* [WHAT IS REQUIRED]
Copy all lines of the listing that include the string "React".

* [LISTING]
--------

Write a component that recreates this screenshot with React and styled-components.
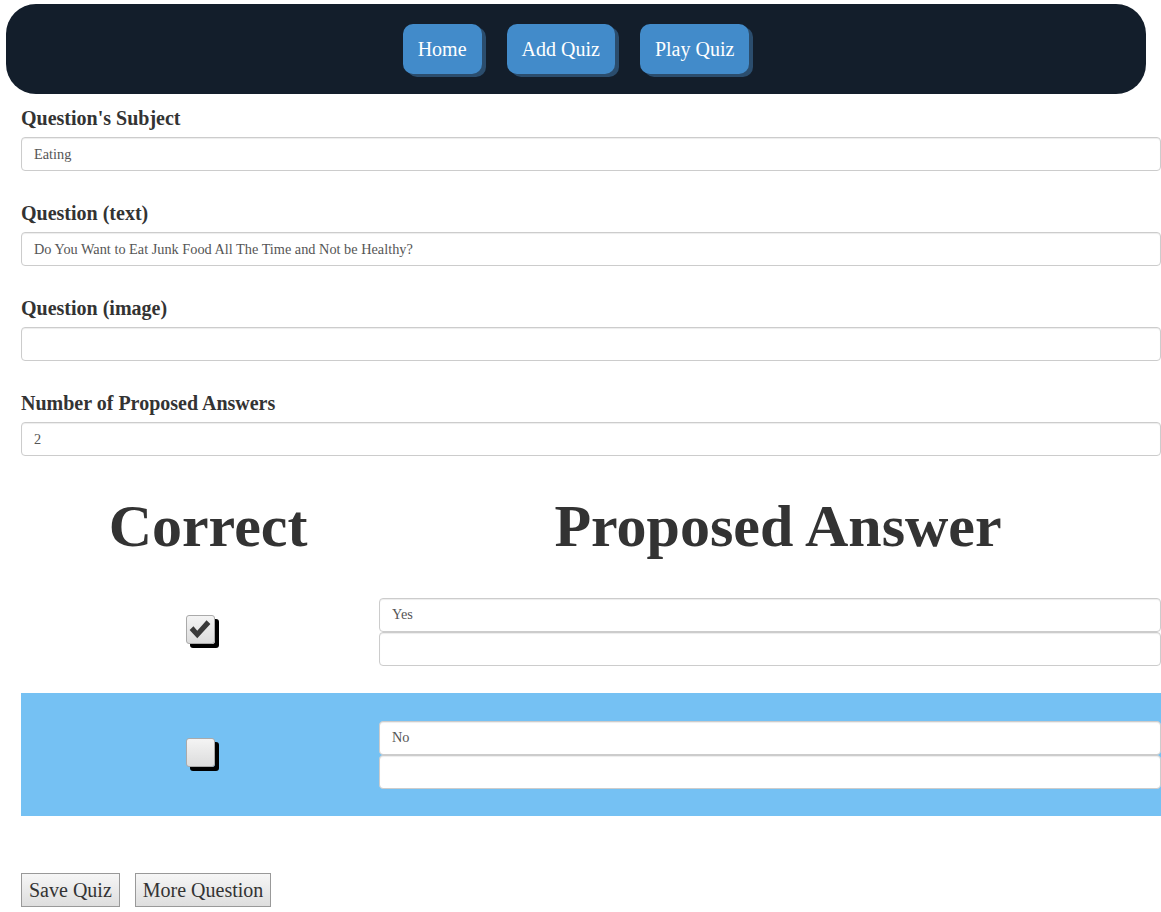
import React from "react";
import styled, { createGlobalStyle } from "styled-components";

const Global = createGlobalStyle`
  html, body { margin: 0; padding: 0; background: #fff; }
  body { font-family: "Liberation Serif", "Times New Roman", serif; color: #333; }
  * { box-sizing: border-box; }
`;

const Page = styled.div`
  padding: 4px 0 0 0;
`;

const Nav = styled.nav`
  margin-left: 6px;
  width: 1140px;
  height: 90px;
  background: #131e2b;
  border-radius: 30px;
  display: flex;
  align-items: center;
  justify-content: center;
  gap: 25px;
`;

const NavButton = styled.a`
  display: flex;
  align-items: center;
  height: 50px;
  padding: 0 15px;
  background: #428bca;
  color: #fff;
  font-size: 20px;
  border-radius: 10px;
  box-shadow: 4px 3px 0 #2b4d6d;
  text-decoration: none;
`;

const Form = styled.div`
  padding: 13px 0 0 21px;
`;

const Group = styled.div`
  margin-bottom: 31px;
`;

const Label = styled.label`
  display: block;
  font-weight: bold;
  font-size: 20px;
  line-height: 23px;
  margin-bottom: 7px;
  color: #333;
`;

const Input = styled.input`
  display: block;
  width: 100%;
  height: 34px;
  border: 1px solid #ccc;
  border-radius: 4px;
  padding: 0 12px;
  font-family: "Liberation Serif", "Times New Roman", serif;
  font-size: 14.3px;
  color: #555;
  background: #fff;
  box-shadow: inset 0 1px 1px rgba(0,0,0,0.075);
  outline: none;
`;

const Table = styled.div`
  padding-top: 4px;
`;

const HeadRow = styled.div`
  display: grid;
  grid-template-columns: 358px 1fr;
  height: 79px;
  padding-top: 1px;
`;

const Heading = styled.h1`
  margin: 0;
  font-size: 60px;
  font-weight: bold;
  line-height: 69px;
  text-align: center;
  color: #333;
  padding-left: ${p => p.$shift}px;
`;

const Row = styled.div`
  display: grid;
  grid-template-columns: 358px 1fr;
  height: 123px;
  align-items: center;
  background: ${p => (p.$highlight ? "#75c1f3" : "transparent")};
`;

const CheckCell = styled.div`
  display: flex;
  justify-content: center;
  padding-bottom: 5px;
`;

const CheckBox = styled.span`
  position: relative;
  width: 29px;
  height: 29px;
  border: 1px solid #aaa;
  border-radius: 3px;
  background: linear-gradient(#f4f4f4, #dcdcdc);
  box-shadow: 4px 4px 0 #000;
  display: flex;
  align-items: center;
  justify-content: center;
`;

const Answers = styled.div`
  display: flex;
  flex-direction: column;
`;

const Bottom = styled.div`
  display: flex;
  gap: 15px;
  margin-top: 57px;
`;

const Button = styled.button`
  height: 34px;
  padding: 0 7px;
  font-family: "Liberation Serif", "Times New Roman", serif;
  font-size: 20px;
  color: #333;
  border: 1px solid #999;
  border-radius: 0;
  background: linear-gradient(#f6f6f6, #dedede);
`;

const Check = () => (
  <svg width="24" height="22" viewBox="0 0 22 20">
    <path d="M1.5 11 L5 7.5 L8.5 11.5 L17 2 L20.5 5.5 L8.5 18.5 Z" fill="#3a3a3a" />
  </svg>
);

export default function App() {
  return (
    <Page>
      <Global />
      <Nav>
        <NavButton>Home</NavButton>
        <NavButton>Add Quiz</NavButton>
        <NavButton>Play Quiz</NavButton>
      </Nav>
      <Form>
        <Group>
          <Label>Question's Subject</Label>
          <Input defaultValue="Eating" />
        </Group>
        <Group>
          <Label>Question (text)</Label>
          <Input defaultValue="Do You Want to Eat Junk Food All The Time and Not be Healthy?" />
        </Group>
        <Group>
          <Label>Question (image)</Label>
          <Input defaultValue="" />
        </Group>
        <Group>
          <Label>Number of Proposed Answers</Label>
          <Input defaultValue="2" />
        </Group>
        <Table>
          <HeadRow>
            <Heading $shift={16}>Correct</Heading>
            <Heading $shift={16}>Proposed Answer</Heading>
          </HeadRow>
          <Row>
            <CheckCell>
              <CheckBox><Check /></CheckBox>
            </CheckCell>
            <Answers>
              <Input defaultValue="Yes" />
              <Input defaultValue="" />
            </Answers>
          </Row>
          <Row $highlight>
            <CheckCell>
              <CheckBox />
            </CheckCell>
            <Answers>
              <Input defaultValue="No" />
              <Input defaultValue="" />
            </Answers>
          </Row>
        </Table>
        <Bottom>
          <Button>Save Quiz</Button>
          <Button>More Question</Button>
        </Bottom>
      </Form>
    </Page>
  );
}
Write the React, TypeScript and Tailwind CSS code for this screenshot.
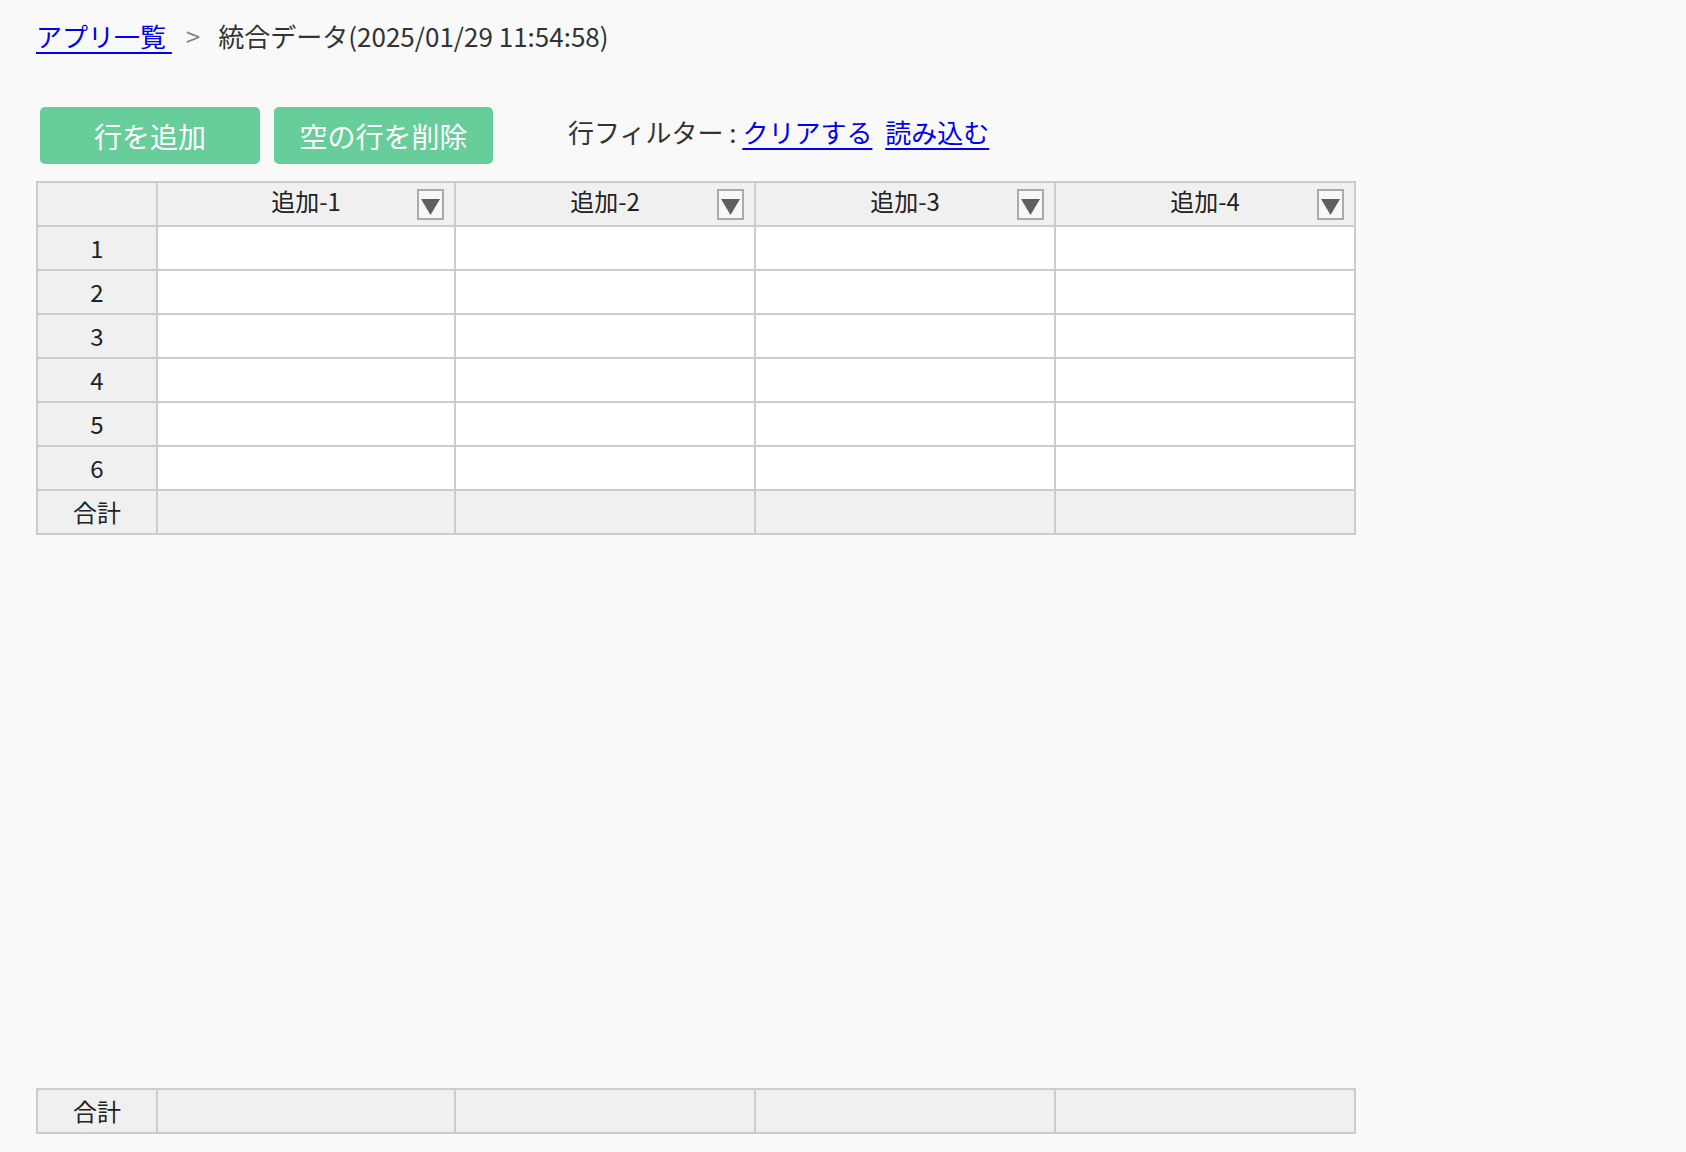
import React from 'react';

const columns = ['追加-1', '追加-2', '追加-3', '追加-4'];
const colWidths = ['w-[298px]', 'w-[300px]', 'w-[300px]', 'w-[300px]'];
const rows = [1, 2, 3, 4, 5, 6];

const FilterBox = () => (
  <span className="flex-none w-[27px] h-[31px] border-2 border-[#aaaaaa] bg-[#f7f7f7] flex items-start justify-center pt-[8px]">
    <svg width="19" height="16" viewBox="0 0 19 16">
      <polygon points="0,0 19,0 9.5,16" fill="#5f5f5f" />
    </svg>
  </span>
);

const Colgroup = () => (
  <colgroup>
    <col className="w-[120px]" />
    {colWidths.map((w, i) => (
      <col key={i} className={w} />
    ))}
  </colgroup>
);

export default function App() {
  return (
    <div className="h-screen flex flex-col bg-[#f9f9f9] text-[#333] font-['Noto_Sans_CJK_JP','Noto_Sans',sans-serif]">
      <div className="pl-[36px] pt-[16px] text-[26px] leading-[40px] flex items-center">
        <a href="#" className="text-[#0000ee] underline underline-offset-[5px]">アプリ一覧{'\u00a0'}</a>
        <span className="text-[#888] ml-[14px] mr-[18px]">&gt;</span>
        <span>統合データ(2025/01/29 11:54:58)</span>
      </div>

      <div className="flex items-center pl-[40px] mt-[51px]">
        <button className="w-[220px] h-[57px] rounded-[5px] bg-[#67cd9a] text-white text-[28px]">行を追加</button>
        <button className="w-[219px] h-[57px] rounded-[5px] bg-[#67cd9a] text-white text-[28px] ml-[14px]">空の行を削除</button>
        <div className="ml-[75px] text-[26px] leading-[40px] -mt-[7px]">
          行フィルター :{' '}
          <a href="#" className="text-[#0000ee] underline underline-offset-[5px]">クリアする</a>{' '}
          <a href="#" className="text-[#0000ee] underline underline-offset-[5px] ml-[7px]">読み込む</a>
        </div>
      </div>

      <div className="flex-1 pl-[36px] pt-[17px]">
        <table className="table-fixed w-[1318px] border-collapse text-[24px] text-[#222]">
          <Colgroup />
          <thead>
            <tr className="h-[44px] bg-[#f0f0f0]">
              <th className="border-2 border-[#cccccc]"></th>
              {columns.map(c => (
                <th key={c} className="border-2 border-[#cccccc] font-normal p-0">
                  <div className="flex items-center pr-[10px]">
                    <span className="flex-1 text-center pl-[37px] -mt-[7px]">{c}</span>
                    <FilterBox />
                  </div>
                </th>
              ))}
            </tr>
          </thead>
          <tbody>
            {rows.map(r => (
              <tr key={r} className="h-[44px]">
                <td className="border-2 border-[#cccccc] bg-[#f0f0f0] text-center">{r}</td>
                {columns.map(c => (
                  <td key={c} className="border-2 border-[#cccccc] bg-white"></td>
                ))}
              </tr>
            ))}
            <tr className="h-[44px] bg-[#f0f0f0]">
              <td className="border-2 border-[#cccccc] text-center">合計</td>
              {columns.map(c => (
                <td key={c} className="border-2 border-[#cccccc]"></td>
              ))}
            </tr>
          </tbody>
        </table>
      </div>

      <div className="pl-[36px] pb-[18px]">
        <table className="table-fixed w-[1318px] border-collapse text-[24px] text-[#222]">
          <Colgroup />
          <tbody>
            <tr className="h-[44px] bg-[#f0f0f0]">
              <td className="border-2 border-[#cccccc] text-center">合計</td>
              {columns.map(c => (
                <td key={c} className="border-2 border-[#cccccc]"></td>
              ))}
            </tr>
          </tbody>
        </table>
      </div>
    </div>
  );
}
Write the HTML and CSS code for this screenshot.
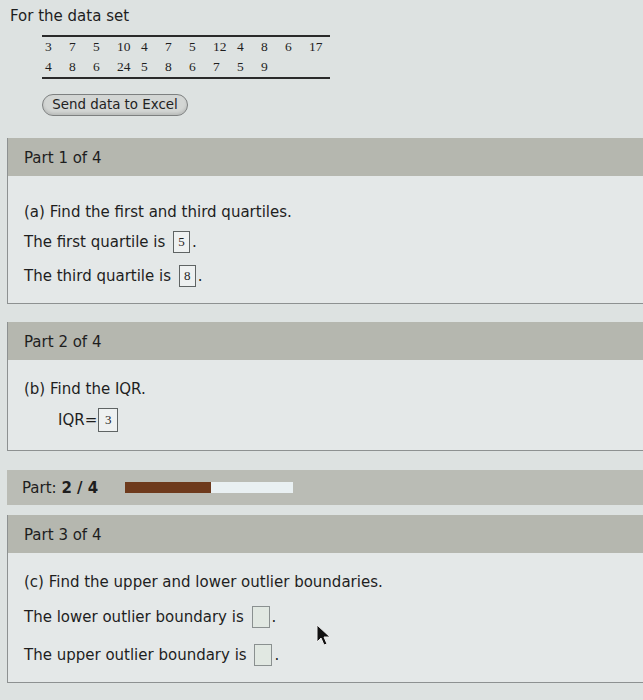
FILE: index.html
```html
<!DOCTYPE html>
<html>
<head>
<meta charset="utf-8">
<link rel="stylesheet" href="styles.css">
</head>
<body>
<div class="page">
  <div class="intro">
    <div class="title">For the data set</div>
    <div class="data">
      <div class="row">
        <span>3</span><span>7</span><span>5</span><span>10</span><span>4</span><span>7</span><span>5</span><span>12</span><span>4</span><span>8</span><span>6</span><span>17</span>
      </div>
      <div class="row">
        <span>4</span><span>8</span><span>6</span><span>24</span><span>5</span><span>8</span><span>6</span><span>7</span><span>5</span><span>9</span><span></span><span></span>
      </div>
    </div>
    <div class="btn">Send data to Excel</div>
  </div>

  <div class="panel p1">
    <div class="head">Part 1 of 4</div>
    <div class="body b1">
      <div class="line">(a) Find the first and third quartiles.</div>
      <div class="line l2">The first quartile is <span class="ans">5</span>.</div>
      <div class="line l3">The third quartile is <span class="ans">8</span>.</div>
    </div>
  </div>

  <div class="panel p2">
    <div class="head">Part 2 of 4</div>
    <div class="body b2">
      <div class="line">(b) Find the IQR.</div>
      <div class="line l2 indent">IQR=<span class="ans tight">3</span></div>
    </div>
  </div>

  <div class="progress">
    <span class="plabel">Part: <b>2 / 4</b></span>
    <div class="track"><div class="fill" style="width:51%"></div></div>
  </div>

  <div class="panel p3">
    <div class="head">Part 3 of 4</div>
    <div class="body b3">
      <div class="line">(c) Find the upper and lower outlier boundaries.</div>
      <div class="line l2">The lower outlier boundary is <span class="ans empty"></span>.</div>
      <div class="line l3">The upper outlier boundary is <span class="ans empty"></span>.</div>
    </div>
  </div>

  <svg class="cursor" width="16" height="24" viewBox="0 0 16 24">
    <path d="M1 1 L1 18 L5 14 L8 21 L11 20 L8 13 L14 13 Z" fill="#111" stroke="#eee" stroke-width="1"/>
  </svg>
</div>
</body>
</html>
```

FILE: styles.css
```css
html, body {
  margin: 0;
  padding: 0;
  background: #dde2e1;
}
.page {
  position: relative;
  width: 643px;
  height: 700px;
  overflow: hidden;
  font-family: "DejaVu Sans", Verdana, sans-serif;
  font-size: 15px;
  color: #1e1e1e;
}
.intro {
  padding: 7px 0 0 10px;
}
.title {
  font-size: 15px;
  line-height: 18px;
}
.data {
  margin: 10px 0 0 32px;
  width: 288px;
  border-top: 2px solid #2a2a2a;
  border-bottom: 2px solid #2a2a2a;
  font-family: "Liberation Serif", "Times New Roman", serif;
  font-size: 13.5px;
}
.row {
  display: grid;
  grid-template-columns: repeat(12, 24px);
  height: 20px;
  align-items: center;
}
.row span {
  padding-left: 3px;
}
.btn {
  margin: 15px 0 0 32px;
  width: 144px;
  height: 20px;
  border: 1px solid #7d8080;
  border-radius: 11px;
  background: #d3d6d4;
  box-shadow: inset 0 -2px 3px rgba(0,0,0,0.12);
  font-size: 13.4px;
  line-height: 20px;
  text-align: center;
  color: #222;
}
.panel {
  margin-left: 7px;
  border-left: 1px solid #8d9191;
  border-bottom: 1px solid #8d9191;
  background: #e4e8e8;
}
.p1 { margin-top: 22px; }
.p2 { margin-top: 18px; }
.p3 { margin-top: 10px; }
.head {
  height: 38px;
  background: #b5b7af;
  display: flex;
  align-items: center;
  padding-left: 16px;
  padding-top: 2px;
  box-sizing: border-box;
}
.body {
  padding-left: 16px;
}
.b1 { padding-top: 24px; padding-bottom: 15px; }
.b2 { padding-top: 17px; padding-bottom: 18px; }
.b3 { padding-top: 17px; padding-bottom: 15px; }
.line {
  height: 24px;
  display: flex;
  align-items: center;
  white-space: pre;
}
.b1 .l2 { margin-top: 6px; }
.b1 .l3 { margin-top: 10px; }
.b2 .l2 { margin-top: 7px; }
.b3 .l2 { margin-top: 11px; }
.b3 .l3 { margin-top: 14px; }
.indent { padding-left: 34px; }
.ans {
  display: inline-flex;
  align-items: center;
  justify-content: center;
  width: 15px;
  height: 20px;
  margin-left: 3px;
  margin-right: 2px;
  border: 1px solid #5f6464;
  background: #eef1f1;
  font-family: "Liberation Serif", "Times New Roman", serif;
  font-size: 13px;
}
.ans.tight { margin-left: 1px; width: 18px; height: 22px; }
.ans.empty {
  width: 16px;
  height: 20px;
  border-color: #8a9090;
  background: #e1e8e2;
}
.progress {
  margin: 19px 0 0 7px;
  height: 35px;
  background: #babcb5;
  display: flex;
  align-items: center;
  padding-left: 15px;
}
.plabel {
  width: 103px;
}
.plabel b {
  font-weight: bold;
}
.track {
  width: 168px;
  height: 11px;
  background: #e9f0f2;
}
.fill {
  height: 100%;
  background: #6e3a1c;
}
.cursor {
  position: absolute;
  left: 316px;
  top: 624px;
}
```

--------

* [WRITTEN SOLUTION]
Write a component that recreates this screenshot with React and styled-components.
import React from "react";
Write the React, TypeScript and Tailwind CSS code for this screenshot.
import React from 'react';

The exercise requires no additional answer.